Give back the full listing, character for character, with no pictures.
══ Material ══
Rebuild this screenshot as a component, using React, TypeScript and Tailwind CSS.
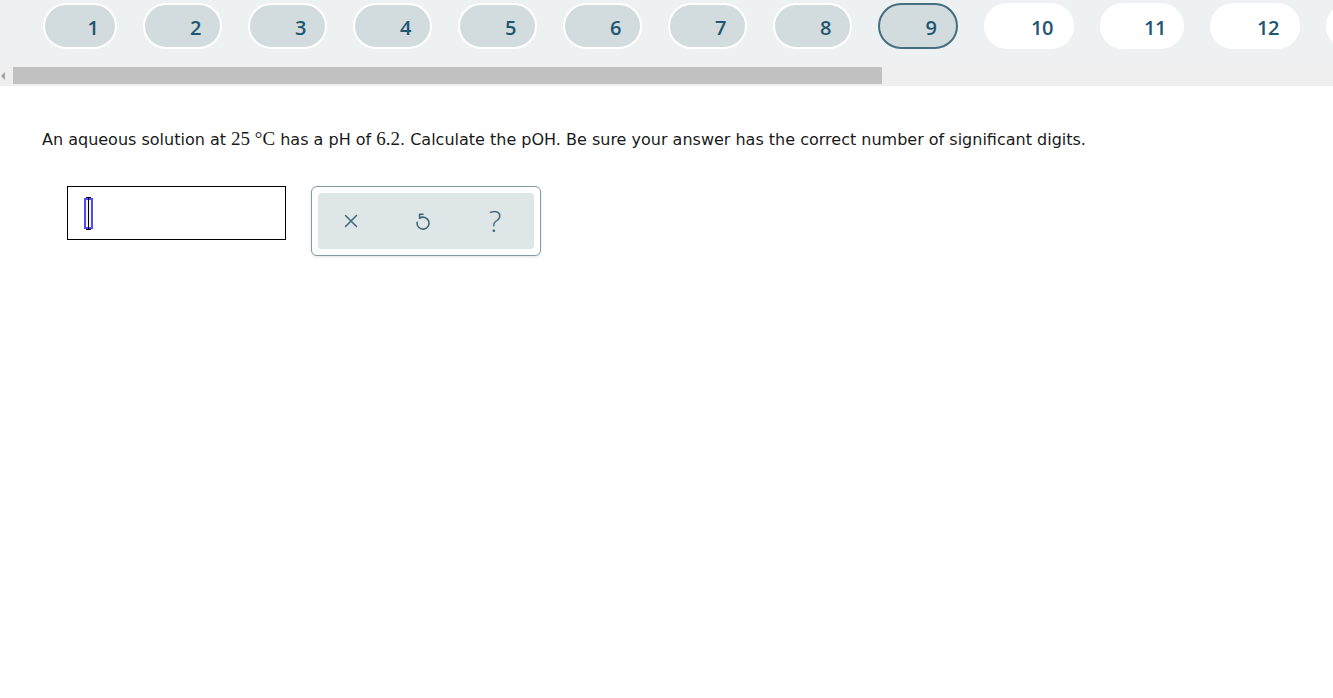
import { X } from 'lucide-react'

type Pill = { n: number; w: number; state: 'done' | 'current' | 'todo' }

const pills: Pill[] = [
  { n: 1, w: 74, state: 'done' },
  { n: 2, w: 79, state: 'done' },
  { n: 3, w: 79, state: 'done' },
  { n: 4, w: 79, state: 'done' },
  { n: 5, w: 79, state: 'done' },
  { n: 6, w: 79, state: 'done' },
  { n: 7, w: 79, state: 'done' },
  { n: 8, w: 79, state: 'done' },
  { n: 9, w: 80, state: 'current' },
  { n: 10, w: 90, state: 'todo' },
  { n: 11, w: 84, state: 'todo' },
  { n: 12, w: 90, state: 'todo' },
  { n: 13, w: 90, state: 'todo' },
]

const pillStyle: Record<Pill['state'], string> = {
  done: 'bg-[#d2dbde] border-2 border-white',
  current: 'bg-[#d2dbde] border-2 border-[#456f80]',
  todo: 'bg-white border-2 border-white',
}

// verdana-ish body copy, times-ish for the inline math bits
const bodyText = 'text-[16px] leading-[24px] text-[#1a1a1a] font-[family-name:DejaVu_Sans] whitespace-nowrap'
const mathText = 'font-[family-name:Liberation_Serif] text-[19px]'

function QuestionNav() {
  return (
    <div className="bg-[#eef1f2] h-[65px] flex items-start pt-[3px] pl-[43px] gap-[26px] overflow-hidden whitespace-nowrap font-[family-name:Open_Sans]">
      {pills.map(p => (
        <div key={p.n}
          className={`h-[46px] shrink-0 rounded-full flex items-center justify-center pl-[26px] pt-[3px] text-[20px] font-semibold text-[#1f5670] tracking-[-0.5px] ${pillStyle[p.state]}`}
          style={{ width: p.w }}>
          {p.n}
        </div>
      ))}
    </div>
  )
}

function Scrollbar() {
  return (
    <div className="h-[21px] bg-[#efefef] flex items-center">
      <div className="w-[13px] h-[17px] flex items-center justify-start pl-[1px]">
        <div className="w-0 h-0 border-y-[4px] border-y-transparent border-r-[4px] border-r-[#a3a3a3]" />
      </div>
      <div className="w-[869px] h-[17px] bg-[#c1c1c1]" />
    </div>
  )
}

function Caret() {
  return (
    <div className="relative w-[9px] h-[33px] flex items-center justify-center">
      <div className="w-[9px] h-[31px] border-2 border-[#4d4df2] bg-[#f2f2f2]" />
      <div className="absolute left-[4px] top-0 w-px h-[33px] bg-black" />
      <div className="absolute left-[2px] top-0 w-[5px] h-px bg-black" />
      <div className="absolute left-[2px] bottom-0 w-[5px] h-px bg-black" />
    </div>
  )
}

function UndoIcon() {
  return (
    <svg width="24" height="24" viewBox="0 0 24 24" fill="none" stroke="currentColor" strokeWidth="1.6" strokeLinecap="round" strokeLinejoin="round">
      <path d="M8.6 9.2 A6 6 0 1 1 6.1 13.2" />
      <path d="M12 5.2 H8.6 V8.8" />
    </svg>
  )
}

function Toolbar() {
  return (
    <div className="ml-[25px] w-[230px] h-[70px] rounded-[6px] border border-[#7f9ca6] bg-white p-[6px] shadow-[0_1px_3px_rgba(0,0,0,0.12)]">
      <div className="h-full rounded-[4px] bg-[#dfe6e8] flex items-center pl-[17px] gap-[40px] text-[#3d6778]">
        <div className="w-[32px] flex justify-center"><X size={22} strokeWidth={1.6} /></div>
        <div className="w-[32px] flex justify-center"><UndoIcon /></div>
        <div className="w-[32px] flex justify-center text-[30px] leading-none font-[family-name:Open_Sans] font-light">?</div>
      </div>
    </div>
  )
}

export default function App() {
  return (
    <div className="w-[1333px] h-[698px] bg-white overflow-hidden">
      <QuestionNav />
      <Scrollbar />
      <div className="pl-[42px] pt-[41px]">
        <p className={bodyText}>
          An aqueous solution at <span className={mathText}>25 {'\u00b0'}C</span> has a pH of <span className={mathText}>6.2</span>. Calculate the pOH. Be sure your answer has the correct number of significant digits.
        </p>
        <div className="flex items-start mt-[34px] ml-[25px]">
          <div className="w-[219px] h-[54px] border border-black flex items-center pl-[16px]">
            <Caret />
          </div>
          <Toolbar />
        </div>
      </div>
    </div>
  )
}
═══
Final result:
Rebuild this screenshot as a component, using React, TypeScript and Tailwind CSS.
import { X } from 'lucide-react'

type Pill = { n: number; w: number; state: 'done' | 'current' | 'todo' }

const pills: Pill[] = [
  { n: 1, w: 74, state: 'done' },
  { n: 2, w: 79, state: 'done' },
  { n: 3, w: 79, state: 'done' },
  { n: 4, w: 79, state: 'done' },
  { n: 5, w: 79, state: 'done' },
  { n: 6, w: 79, state: 'done' },
  { n: 7, w: 79, state: 'done' },
  { n: 8, w: 79, state: 'done' },
  { n: 9, w: 80, state: 'current' },
  { n: 10, w: 90, state: 'todo' },
  { n: 11, w: 84, state: 'todo' },
  { n: 12, w: 90, state: 'todo' },
  { n: 13, w: 90, state: 'todo' },
]

const pillStyle: Record<Pill['state'], string> = {
  done: 'bg-[#d2dbde] border-2 border-white',
  current: 'bg-[#d2dbde] border-2 border-[#456f80]',
  todo: 'bg-white border-2 border-white',
}

// verdana-ish body copy, times-ish for the inline math bits
const bodyText = 'text-[16px] leading-[24px] text-[#1a1a1a] font-[family-name:DejaVu_Sans] whitespace-nowrap'
const mathText = 'font-[family-name:Liberation_Serif] text-[19px]'

function QuestionNav() {
  return (
    <div className="bg-[#eef1f2] h-[65px] flex items-start pt-[3px] pl-[43px] gap-[26px] overflow-hidden whitespace-nowrap font-[family-name:Open_Sans]">
      {pills.map(p => (
        <div key={p.n}
          className={`h-[46px] shrink-0 rounded-full flex items-center justify-center pl-[26px] pt-[3px] text-[20px] font-semibold text-[#1f5670] tracking-[-0.5px] ${pillStyle[p.state]}`}
          style={{ width: p.w }}>
          {p.n}
        </div>
      ))}
    </div>
  )
}

function Scrollbar() {
  return (
    <div className="h-[21px] bg-[#efefef] flex items-center">
      <div className="w-[13px] h-[17px] flex items-center justify-start pl-[1px]">
        <div className="w-0 h-0 border-y-[4px] border-y-transparent border-r-[4px] border-r-[#a3a3a3]" />
      </div>
      <div className="w-[869px] h-[17px] bg-[#c1c1c1]" />
    </div>
  )
}

function Caret() {
  return (
    <div className="relative w-[9px] h-[33px] flex items-center justify-center">
      <div className="w-[9px] h-[31px] border-2 border-[#4d4df2] bg-[#f2f2f2]" />
      <div className="absolute left-[4px] top-0 w-px h-[33px] bg-black" />
      <div className="absolute left-[2px] top-0 w-[5px] h-px bg-black" />
      <div className="absolute left-[2px] bottom-0 w-[5px] h-px bg-black" />
    </div>
  )
}

function UndoIcon() {
  return (
    <svg width="24" height="24" viewBox="0 0 24 24" fill="none" stroke="currentColor" strokeWidth="1.6" strokeLinecap="round" strokeLinejoin="round">
      <path d="M8.6 9.2 A6 6 0 1 1 6.1 13.2" />
      <path d="M12 5.2 H8.6 V8.8" />
    </svg>
  )
}

function Toolbar() {
  return (
    <div className="ml-[25px] w-[230px] h-[70px] rounded-[6px] border border-[#7f9ca6] bg-white p-[6px] shadow-[0_1px_3px_rgba(0,0,0,0.12)]">
      <div className="h-full rounded-[4px] bg-[#dfe6e8] flex items-center pl-[17px] gap-[40px] text-[#3d6778]">
        <div className="w-[32px] flex justify-center"><X size={22} strokeWidth={1.6} /></div>
        <div className="w-[32px] flex justify-center"><UndoIcon /></div>
        <div className="w-[32px] flex justify-center text-[30px] leading-none font-[family-name:Open_Sans] font-light">?</div>
      </div>
    </div>
  )
}

export default function App() {
  return (
    <div className="w-[1333px] h-[698px] bg-white overflow-hidden">
      <QuestionNav />
      <Scrollbar />
      <div className="pl-[42px] pt-[41px]">
        <p className={bodyText}>
          An aqueous solution at <span className={mathText}>25 {'\u00b0'}C</span> has a pH of <span className={mathText}>6.2</span>. Calculate the pOH. Be sure your answer has the correct number of significant digits.
        </p>
        <div className="flex items-start mt-[34px] ml-[25px]">
          <div className="w-[219px] h-[54px] border border-black flex items-center pl-[16px]">
            <Caret />
          </div>
          <Toolbar />
        </div>
      </div>
    </div>
  )
}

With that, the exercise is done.